To call Cory Branan a country artist is akin to building a small and flimsy corral around a Triple Crown thoroughbred. On his previous four full-length albums, Branan turned Nashville into his own personal music laboratory, gene-splicing sonic ideas like a mad scientist with an extensive record collection. Throughout his catalog, particularly on his last album, 2014's "The No-Hit Wonder," Branan tapped into the experimental vibe of the '70s while referencing disparate icons like Waylon Jennings, Paul Westerberg, Warren Zevon, Bruce Springsteen, Steve Forbert, Husker Du, Fleetwood Mac, The Faces and Morrissey, among others, while dovetailing their gifts into his own unique musical vision and presentation.

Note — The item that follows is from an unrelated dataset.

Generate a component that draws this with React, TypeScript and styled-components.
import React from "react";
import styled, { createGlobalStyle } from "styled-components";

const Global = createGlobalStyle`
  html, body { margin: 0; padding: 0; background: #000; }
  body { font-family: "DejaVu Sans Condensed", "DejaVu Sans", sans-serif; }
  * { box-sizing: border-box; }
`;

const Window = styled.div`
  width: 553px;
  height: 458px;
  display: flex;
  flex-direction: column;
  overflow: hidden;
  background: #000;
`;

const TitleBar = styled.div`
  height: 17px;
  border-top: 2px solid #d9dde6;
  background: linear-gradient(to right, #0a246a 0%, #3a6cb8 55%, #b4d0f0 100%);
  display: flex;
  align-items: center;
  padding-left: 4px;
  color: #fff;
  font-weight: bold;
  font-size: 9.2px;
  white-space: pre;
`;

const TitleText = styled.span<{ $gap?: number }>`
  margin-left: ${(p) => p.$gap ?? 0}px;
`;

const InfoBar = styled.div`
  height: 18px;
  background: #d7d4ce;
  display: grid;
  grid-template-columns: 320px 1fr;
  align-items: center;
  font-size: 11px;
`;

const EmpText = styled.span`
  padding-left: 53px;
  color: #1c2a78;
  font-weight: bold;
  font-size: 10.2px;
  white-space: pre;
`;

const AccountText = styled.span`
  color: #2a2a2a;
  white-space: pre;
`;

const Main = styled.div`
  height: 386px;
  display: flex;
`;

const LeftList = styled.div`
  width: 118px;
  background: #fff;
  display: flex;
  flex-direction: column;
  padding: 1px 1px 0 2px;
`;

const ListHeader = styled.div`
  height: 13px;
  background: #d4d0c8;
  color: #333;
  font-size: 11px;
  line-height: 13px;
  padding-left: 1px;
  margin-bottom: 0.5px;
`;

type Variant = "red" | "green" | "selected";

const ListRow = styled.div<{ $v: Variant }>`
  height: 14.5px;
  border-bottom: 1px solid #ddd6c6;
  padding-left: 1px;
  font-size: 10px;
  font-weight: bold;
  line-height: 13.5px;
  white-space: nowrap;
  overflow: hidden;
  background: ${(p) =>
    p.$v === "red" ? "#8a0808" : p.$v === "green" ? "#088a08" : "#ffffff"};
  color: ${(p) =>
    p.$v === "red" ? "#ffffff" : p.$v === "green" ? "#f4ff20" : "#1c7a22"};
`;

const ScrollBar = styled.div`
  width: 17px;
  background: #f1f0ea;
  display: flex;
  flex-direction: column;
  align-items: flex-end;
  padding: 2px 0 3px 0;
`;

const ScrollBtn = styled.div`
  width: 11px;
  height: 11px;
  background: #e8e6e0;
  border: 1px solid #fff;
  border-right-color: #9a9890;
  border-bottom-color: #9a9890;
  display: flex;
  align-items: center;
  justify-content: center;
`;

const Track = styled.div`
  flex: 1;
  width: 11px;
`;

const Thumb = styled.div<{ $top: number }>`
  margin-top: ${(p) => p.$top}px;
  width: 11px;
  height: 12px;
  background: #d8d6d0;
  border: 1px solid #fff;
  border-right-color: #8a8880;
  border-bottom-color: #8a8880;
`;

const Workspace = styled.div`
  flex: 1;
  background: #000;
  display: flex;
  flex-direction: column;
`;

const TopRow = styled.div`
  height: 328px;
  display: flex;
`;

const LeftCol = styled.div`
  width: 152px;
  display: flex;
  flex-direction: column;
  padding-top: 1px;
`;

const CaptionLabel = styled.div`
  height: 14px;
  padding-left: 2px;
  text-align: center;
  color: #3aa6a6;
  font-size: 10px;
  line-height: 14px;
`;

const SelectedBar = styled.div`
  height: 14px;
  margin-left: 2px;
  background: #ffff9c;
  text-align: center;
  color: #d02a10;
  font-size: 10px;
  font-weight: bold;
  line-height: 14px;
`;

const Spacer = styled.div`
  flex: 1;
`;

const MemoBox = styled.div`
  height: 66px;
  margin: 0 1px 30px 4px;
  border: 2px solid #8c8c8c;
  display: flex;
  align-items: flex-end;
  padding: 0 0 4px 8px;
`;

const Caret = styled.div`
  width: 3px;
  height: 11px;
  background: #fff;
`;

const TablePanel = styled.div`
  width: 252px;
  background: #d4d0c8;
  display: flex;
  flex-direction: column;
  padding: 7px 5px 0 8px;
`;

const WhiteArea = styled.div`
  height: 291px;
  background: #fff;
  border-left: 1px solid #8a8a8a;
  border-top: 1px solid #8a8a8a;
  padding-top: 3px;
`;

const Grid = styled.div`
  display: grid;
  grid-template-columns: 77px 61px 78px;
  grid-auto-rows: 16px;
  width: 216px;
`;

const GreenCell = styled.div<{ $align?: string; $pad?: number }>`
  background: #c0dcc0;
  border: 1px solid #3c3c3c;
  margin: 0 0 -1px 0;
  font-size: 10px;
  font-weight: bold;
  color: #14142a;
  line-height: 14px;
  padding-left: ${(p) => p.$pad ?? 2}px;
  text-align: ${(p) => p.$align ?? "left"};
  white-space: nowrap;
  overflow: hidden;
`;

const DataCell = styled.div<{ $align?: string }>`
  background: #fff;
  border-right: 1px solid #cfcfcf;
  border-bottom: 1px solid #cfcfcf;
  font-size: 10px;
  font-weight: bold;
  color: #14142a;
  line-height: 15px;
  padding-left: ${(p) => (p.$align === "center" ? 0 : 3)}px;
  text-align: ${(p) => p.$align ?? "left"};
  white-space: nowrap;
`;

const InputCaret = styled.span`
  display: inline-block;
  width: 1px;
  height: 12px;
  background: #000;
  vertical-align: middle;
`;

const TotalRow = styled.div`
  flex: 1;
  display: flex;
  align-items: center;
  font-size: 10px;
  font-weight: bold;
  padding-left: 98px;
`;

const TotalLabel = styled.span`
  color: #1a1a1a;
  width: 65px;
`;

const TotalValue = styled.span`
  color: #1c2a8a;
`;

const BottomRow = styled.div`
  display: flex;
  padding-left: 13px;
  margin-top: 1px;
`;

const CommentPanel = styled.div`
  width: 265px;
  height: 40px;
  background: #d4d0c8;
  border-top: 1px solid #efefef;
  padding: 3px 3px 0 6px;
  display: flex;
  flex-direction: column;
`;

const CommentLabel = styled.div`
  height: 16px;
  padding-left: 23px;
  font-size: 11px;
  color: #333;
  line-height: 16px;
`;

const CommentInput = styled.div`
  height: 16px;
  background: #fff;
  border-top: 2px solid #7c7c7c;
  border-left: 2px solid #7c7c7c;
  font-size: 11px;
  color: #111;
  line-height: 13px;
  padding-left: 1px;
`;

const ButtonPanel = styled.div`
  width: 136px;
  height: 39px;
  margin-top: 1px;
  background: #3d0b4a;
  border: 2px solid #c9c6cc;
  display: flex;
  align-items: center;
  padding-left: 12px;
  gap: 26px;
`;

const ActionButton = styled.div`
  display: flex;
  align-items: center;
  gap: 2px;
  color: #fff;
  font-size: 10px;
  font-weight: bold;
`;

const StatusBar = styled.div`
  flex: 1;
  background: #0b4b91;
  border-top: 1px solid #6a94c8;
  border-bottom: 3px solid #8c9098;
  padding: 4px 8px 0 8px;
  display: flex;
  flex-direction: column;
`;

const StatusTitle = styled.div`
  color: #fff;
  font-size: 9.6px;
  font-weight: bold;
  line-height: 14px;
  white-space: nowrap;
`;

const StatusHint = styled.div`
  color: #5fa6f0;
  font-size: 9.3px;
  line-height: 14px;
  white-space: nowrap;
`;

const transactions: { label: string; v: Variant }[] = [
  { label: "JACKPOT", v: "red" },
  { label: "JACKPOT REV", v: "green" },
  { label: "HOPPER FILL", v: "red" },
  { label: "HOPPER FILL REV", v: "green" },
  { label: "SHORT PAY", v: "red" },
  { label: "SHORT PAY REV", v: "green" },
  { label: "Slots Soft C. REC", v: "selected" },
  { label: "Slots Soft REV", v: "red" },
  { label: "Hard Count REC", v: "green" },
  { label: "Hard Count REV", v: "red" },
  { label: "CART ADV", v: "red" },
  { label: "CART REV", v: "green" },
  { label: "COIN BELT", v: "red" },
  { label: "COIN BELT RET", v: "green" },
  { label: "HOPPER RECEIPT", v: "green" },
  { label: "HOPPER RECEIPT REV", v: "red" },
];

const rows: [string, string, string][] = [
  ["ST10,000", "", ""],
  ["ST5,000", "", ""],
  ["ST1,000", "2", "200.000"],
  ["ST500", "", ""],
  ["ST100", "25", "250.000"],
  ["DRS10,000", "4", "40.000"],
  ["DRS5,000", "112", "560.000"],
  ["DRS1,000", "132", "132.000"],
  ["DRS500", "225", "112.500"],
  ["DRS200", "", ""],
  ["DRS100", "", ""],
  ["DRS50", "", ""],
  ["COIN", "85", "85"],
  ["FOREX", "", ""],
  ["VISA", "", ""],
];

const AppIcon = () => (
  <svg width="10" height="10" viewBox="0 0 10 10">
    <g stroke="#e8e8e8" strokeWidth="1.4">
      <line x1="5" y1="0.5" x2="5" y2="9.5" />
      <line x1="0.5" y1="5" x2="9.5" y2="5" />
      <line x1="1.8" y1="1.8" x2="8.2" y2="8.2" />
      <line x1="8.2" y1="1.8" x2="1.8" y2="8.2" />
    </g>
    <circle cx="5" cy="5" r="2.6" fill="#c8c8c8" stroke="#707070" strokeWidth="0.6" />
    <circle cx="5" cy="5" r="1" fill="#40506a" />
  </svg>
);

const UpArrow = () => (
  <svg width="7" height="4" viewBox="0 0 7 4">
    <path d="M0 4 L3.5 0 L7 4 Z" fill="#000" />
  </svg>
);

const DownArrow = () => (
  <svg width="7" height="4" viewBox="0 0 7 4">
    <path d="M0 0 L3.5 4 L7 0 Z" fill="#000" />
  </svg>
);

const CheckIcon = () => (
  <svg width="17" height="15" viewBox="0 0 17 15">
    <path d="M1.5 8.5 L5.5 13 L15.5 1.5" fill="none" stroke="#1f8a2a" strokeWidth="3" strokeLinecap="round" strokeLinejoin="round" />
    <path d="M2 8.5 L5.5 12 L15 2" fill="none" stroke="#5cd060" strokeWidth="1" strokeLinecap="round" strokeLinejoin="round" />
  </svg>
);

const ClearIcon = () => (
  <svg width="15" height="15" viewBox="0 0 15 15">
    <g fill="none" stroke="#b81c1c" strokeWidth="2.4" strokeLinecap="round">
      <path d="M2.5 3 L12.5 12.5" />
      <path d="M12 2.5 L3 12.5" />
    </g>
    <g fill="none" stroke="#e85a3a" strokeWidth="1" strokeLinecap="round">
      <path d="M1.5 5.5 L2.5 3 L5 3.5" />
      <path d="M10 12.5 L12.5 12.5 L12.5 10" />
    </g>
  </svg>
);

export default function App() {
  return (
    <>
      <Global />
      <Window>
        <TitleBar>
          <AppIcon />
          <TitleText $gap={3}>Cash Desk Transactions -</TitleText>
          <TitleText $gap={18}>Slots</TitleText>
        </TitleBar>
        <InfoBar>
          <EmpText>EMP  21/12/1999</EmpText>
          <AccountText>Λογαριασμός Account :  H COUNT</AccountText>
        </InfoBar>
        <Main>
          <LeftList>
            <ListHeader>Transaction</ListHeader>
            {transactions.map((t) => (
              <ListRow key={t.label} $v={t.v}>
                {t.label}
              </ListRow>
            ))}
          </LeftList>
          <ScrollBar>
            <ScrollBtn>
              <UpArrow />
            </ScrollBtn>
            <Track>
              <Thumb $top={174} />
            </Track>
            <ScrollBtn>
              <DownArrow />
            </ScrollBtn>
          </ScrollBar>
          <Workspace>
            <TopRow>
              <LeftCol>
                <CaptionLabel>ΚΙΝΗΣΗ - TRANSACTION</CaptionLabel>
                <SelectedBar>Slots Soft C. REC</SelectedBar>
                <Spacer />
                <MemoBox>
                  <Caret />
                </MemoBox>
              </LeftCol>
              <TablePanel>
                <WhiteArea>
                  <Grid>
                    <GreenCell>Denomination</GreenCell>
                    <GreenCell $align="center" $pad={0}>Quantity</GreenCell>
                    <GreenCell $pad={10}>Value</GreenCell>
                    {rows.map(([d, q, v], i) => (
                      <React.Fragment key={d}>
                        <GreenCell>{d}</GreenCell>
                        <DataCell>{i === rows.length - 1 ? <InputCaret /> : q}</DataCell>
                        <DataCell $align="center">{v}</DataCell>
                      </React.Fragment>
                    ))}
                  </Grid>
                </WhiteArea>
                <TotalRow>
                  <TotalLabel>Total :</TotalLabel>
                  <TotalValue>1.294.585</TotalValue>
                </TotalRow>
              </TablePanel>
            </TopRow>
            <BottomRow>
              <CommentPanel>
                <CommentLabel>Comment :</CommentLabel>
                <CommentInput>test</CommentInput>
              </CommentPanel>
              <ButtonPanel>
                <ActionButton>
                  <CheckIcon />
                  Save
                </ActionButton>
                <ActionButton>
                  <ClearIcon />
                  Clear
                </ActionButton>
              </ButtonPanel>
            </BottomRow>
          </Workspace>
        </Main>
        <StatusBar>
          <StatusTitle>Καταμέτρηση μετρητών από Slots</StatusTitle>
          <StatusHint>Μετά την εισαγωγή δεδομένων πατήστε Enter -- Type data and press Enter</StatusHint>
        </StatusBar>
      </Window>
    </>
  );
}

On "Adios," Branan continues to stack his Nashville cocktail party with an impossibly eclectic array of influences and touchstones in the service of his literate and original songcraft. Fans shouldn't be concerned about the finality of the album's title; Branan has characterized "Adios" as his death record, but not necessarily in a literal sense, rather in the concept of the passage from one state of being into another and bidding a fond, and not so fond, farewell to the past, the present and even the future.

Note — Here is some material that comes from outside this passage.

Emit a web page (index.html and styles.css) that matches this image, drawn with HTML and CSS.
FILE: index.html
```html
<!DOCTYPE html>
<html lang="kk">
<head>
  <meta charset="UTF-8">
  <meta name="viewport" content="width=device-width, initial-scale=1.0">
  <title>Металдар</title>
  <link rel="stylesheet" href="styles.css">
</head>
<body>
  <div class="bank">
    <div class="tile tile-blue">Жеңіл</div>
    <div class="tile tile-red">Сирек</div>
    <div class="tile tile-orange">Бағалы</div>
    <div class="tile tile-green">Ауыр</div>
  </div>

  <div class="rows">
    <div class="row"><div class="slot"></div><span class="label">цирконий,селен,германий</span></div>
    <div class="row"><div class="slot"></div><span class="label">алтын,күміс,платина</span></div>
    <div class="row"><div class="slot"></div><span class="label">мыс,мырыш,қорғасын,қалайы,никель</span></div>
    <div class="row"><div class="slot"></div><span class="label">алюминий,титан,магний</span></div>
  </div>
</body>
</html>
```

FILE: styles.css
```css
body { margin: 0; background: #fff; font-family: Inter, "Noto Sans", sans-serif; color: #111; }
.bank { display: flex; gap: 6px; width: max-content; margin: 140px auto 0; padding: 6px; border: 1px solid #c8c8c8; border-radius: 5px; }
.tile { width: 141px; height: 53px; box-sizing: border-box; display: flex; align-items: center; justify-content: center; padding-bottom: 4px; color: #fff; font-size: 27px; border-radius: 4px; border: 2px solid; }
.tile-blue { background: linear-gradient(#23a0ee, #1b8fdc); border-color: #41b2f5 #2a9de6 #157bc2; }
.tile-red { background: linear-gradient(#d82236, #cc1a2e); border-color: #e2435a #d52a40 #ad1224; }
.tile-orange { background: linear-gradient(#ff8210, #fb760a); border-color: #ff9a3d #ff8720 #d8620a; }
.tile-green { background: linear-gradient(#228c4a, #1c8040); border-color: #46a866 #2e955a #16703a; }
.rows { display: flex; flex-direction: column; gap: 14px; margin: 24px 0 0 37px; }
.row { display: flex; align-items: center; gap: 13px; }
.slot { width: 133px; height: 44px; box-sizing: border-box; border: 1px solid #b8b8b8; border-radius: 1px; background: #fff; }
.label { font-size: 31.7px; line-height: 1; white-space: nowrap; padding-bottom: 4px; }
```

"Adios" leaps to life with "I Only Know," a gently careening Buddy Holly homage that, like its root influence, gets it done in 1:41 and features backing vocals from punk icons Laura Jane Grace (Against Me!) and Dave Hause (The Loved Ones). "Yeah, So What" and "Visiting Hours" mirror the angry young man stance of vintage Elvis Costello with roiling Farfisa and snarling lyrical accusations, "You Got Through" offers a drunken séance to raise the restless ghosts of Jennings and Zevon, and the guitar solos on the elegiac jazz-to-hard-rock "Cold Blue Morning" are an unlikely marriage of Mott the Hoople and Willie Nelson.

As usual, the appeal of "Adios" is Branan's masterful use of language and the surgical strike of the message conveyed with it (from the Van Morrisonesque "Imogene;" "We got to act on the embers, ash won't remember the way back to fire..."). Nowhere is that more evident than in the deceptively jaunty "Another Nightmare in America," a contemporary rewrite of the similarly titled and themed Los Lobos song where Branan looks through the eyes of a racist cop with a license to kill. "Adios" is the synthesis of everything Cory Branan does best, which is quite simply everything.